Конечно, я увиделась с Лесли Хоуардом. И хотя мне не пришлось узнать его близко, я считаю его замечательным человеком. Он был по-английски сдержан и явно не был похож на человека, любящего выпивку и вечеринки. Он был углублен в себя, жил своей внутренней жизнью. Я никогда не встречалась с его женой. Она тоже жила в Голливуде, у них был свой дом, но он постоянно находился в обществе своей секретарши — прелестной молодой девушки, в которую явно был очень влюблен. Она погибла во время воздушного налета в Лондоне, а вскоре после этого погиб в авиакатастрофе и он. Так что в будущем его ждали одни трагедии...
Если бы я знала, о чем это так громко спорят у бара! Я бы, наверное, провалилась сквозь землю. Главной темой разговоров было приобретение Дэвидом Селзником симпатичной большой и крепкой шведской коровы. «Если Дэвид думает, что она когда-либо может стать второй Гарбо, то ставлю тысячу долларов, он просто ничего не соображает в этих вещах». «Актриса? Да посмотрите на ее размеры! Конечно, она сможет сыграть шведскую массажистку, или повариху, или прачку в шведской прачечной. Но ставлю другую тысячу, вряд ли она когда-либо появится даже в третьесортных фильмах».

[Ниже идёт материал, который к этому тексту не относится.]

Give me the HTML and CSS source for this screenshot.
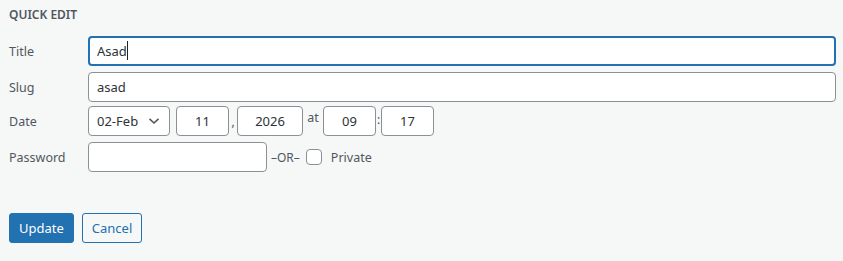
FILE: index.html
```html
<!DOCTYPE html>
<html lang="en">
<head>
    <meta charset="UTF-8">
    <title>Quick Edit</title>
    <link rel="stylesheet" href="styles.css">
</head>
<body>

<div class="quick-edit">
    <h2 class="qe-title">Quick Edit</h2>

    <div class="qe-row qe-row-title">
        <span class="qe-label">Title</span>
        <input class="qe-input qe-focus" type="text" value="Asad">
        <span class="caret"></span>
    </div>

    <div class="qe-row qe-row-slug">
        <span class="qe-label">Slug</span>
        <input class="qe-input" type="text" value="asad">
    </div>

    <div class="qe-row qe-row-date">
        <span class="qe-label">Date</span>
        <div class="qe-select">
            <span>02-Feb</span>
            <svg width="12" height="8" viewBox="0 0 12 8"><path d="M1.5 1.8 L6 6 L10.5 1.8" fill="none" stroke="#50575e" stroke-width="1.6"/></svg>
        </div>
        <input class="qe-input qe-num day" type="text" value="11">
        <span class="sep">,</span>
        <input class="qe-input qe-num year" type="text" value="2026">
        <span class="sep at">at</span>
        <input class="qe-input qe-num hour" type="text" value="09">
        <span class="sep colon">:</span>
        <input class="qe-input qe-num min" type="text" value="17">
    </div>

    <div class="qe-row qe-row-pass">
        <span class="qe-label">Password</span>
        <input class="qe-input pass" type="text" value="">
        <span class="or">&ndash;OR&ndash;</span>
        <span class="checkbox"></span>
        <span class="private">Private</span>
    </div>

    <div class="qe-actions">
        <button class="btn btn-primary">Update</button>
        <button class="btn btn-secondary">Cancel</button>
    </div>
</div>

</body>
</html>
```

FILE: styles.css
```css
body {
    margin: 0;
    background-color: #f6f7f7;
    font-family: "Noto Sans", "Open Sans", sans-serif;
    font-size: 13px;
    color: #3c434a;
}

.quick-edit {
    padding: 6px 7px 0 9px;
}

.qe-title {
    margin: 0 0 12px 0;
    font-size: 12px;
    font-weight: 600;
    text-transform: uppercase;
    color: #50575e;
    line-height: 18px;
}

.qe-row {
    display: flex;
    align-items: center;
    position: relative;
}

.qe-row-title { margin-bottom: 6px; }
.qe-row-slug { margin-bottom: 4px; }
.qe-row-date { margin-bottom: 6px; }

.qe-label {
    width: 79px;
    flex: none;
    color: #50575e;
    font-size: 12.5px;
}

.qe-input {
    box-sizing: border-box;
    height: 30px;
    flex: 1;
    border: 1px solid #8c8f94;
    border-radius: 4px;
    background: #fff;
    padding: 0 8px;
    font-family: inherit;
    font-size: 13px;
    color: #2c3338;
    outline: none;
    min-width: 0;
}

.qe-focus {
    border: 2px solid #2271b1;
    padding-left: 7px;
}

.caret {
    position: absolute;
    left: 118px;
    top: 5px;
    width: 1px;
    height: 19px;
    background: #1d2327;
}

.qe-select {
    box-sizing: border-box;
    width: 82px;
    height: 30px;
    flex: none;
    border: 1px solid #8c8f94;
    border-radius: 4px;
    background: #fff;
    display: flex;
    align-items: center;
    justify-content: space-between;
    padding: 0 9px 0 8px;
    color: #2c3338;
}

.qe-num {
    flex: none;
    text-align: center;
    padding: 0 4px;
}

.day { width: 53px; margin-left: 6px; }
.year { width: 66px; }
.hour { width: 53px; }
.min { width: 53px; }

.sep {
    width: 8px;
    flex: none;
    text-align: center;
    align-self: flex-end;
    padding-bottom: 6px;
    color: #50575e;
    font-size: 12px;
}

.sep.colon {
    width: 5px;
    align-self: flex-start;
    padding: 5px 0 0 0;
}

.sep.at {
    width: 20px;
    align-self: flex-start;
    padding: 3px 0 0 0;
    font-size: 12.5px;
}

.pass {
    flex: none;
    width: 179px;
}

.or {
    margin-left: 4px;
    font-size: 12px;
    color: #50575e;
}

.checkbox {
    box-sizing: border-box;
    width: 16px;
    height: 16px;
    margin-left: 6px;
    border: 1px solid #8c8f94;
    border-radius: 4px;
    background: #fff;
}

.private {
    margin-left: 9px;
    color: #50575e;
    font-size: 12.5px;
}

.qe-actions {
    display: flex;
    gap: 8px;
    margin-top: 41px;
}

.btn {
    box-sizing: border-box;
    height: 30px;
    padding: 0 9px;
    border-radius: 3px;
    font-family: inherit;
    font-size: 13px;
    cursor: pointer;
}

.btn-primary {
    background: #2271b1;
    border: 1px solid #2271b1;
    color: #fff;
}

.btn-secondary {
    background: #f6f7f7;
    border: 1px solid #2271b1;
    color: #2271b1;
}
```
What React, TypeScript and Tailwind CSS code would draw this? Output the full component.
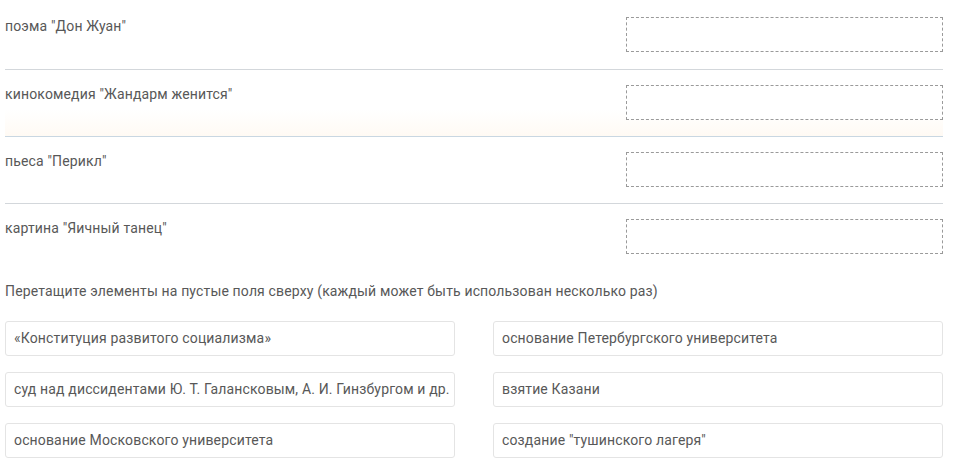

Дэвида эти разговоры приводили в такое бешенство, что он был на грани взрыва. Эти идиоты сомневаются в его выборе! Да он согласен поставить тысячу, потом еще тысячу, он согласен на любое пари, которое ему могут предложить. Он может увеличить ставку вдвое. Он готов держать пари, что через год эта девочка Ингрид, одиноко сидящая на кушетке, станет блестящей звездой. И если они сами не признают этот факт, он и тогда готов им заплатить.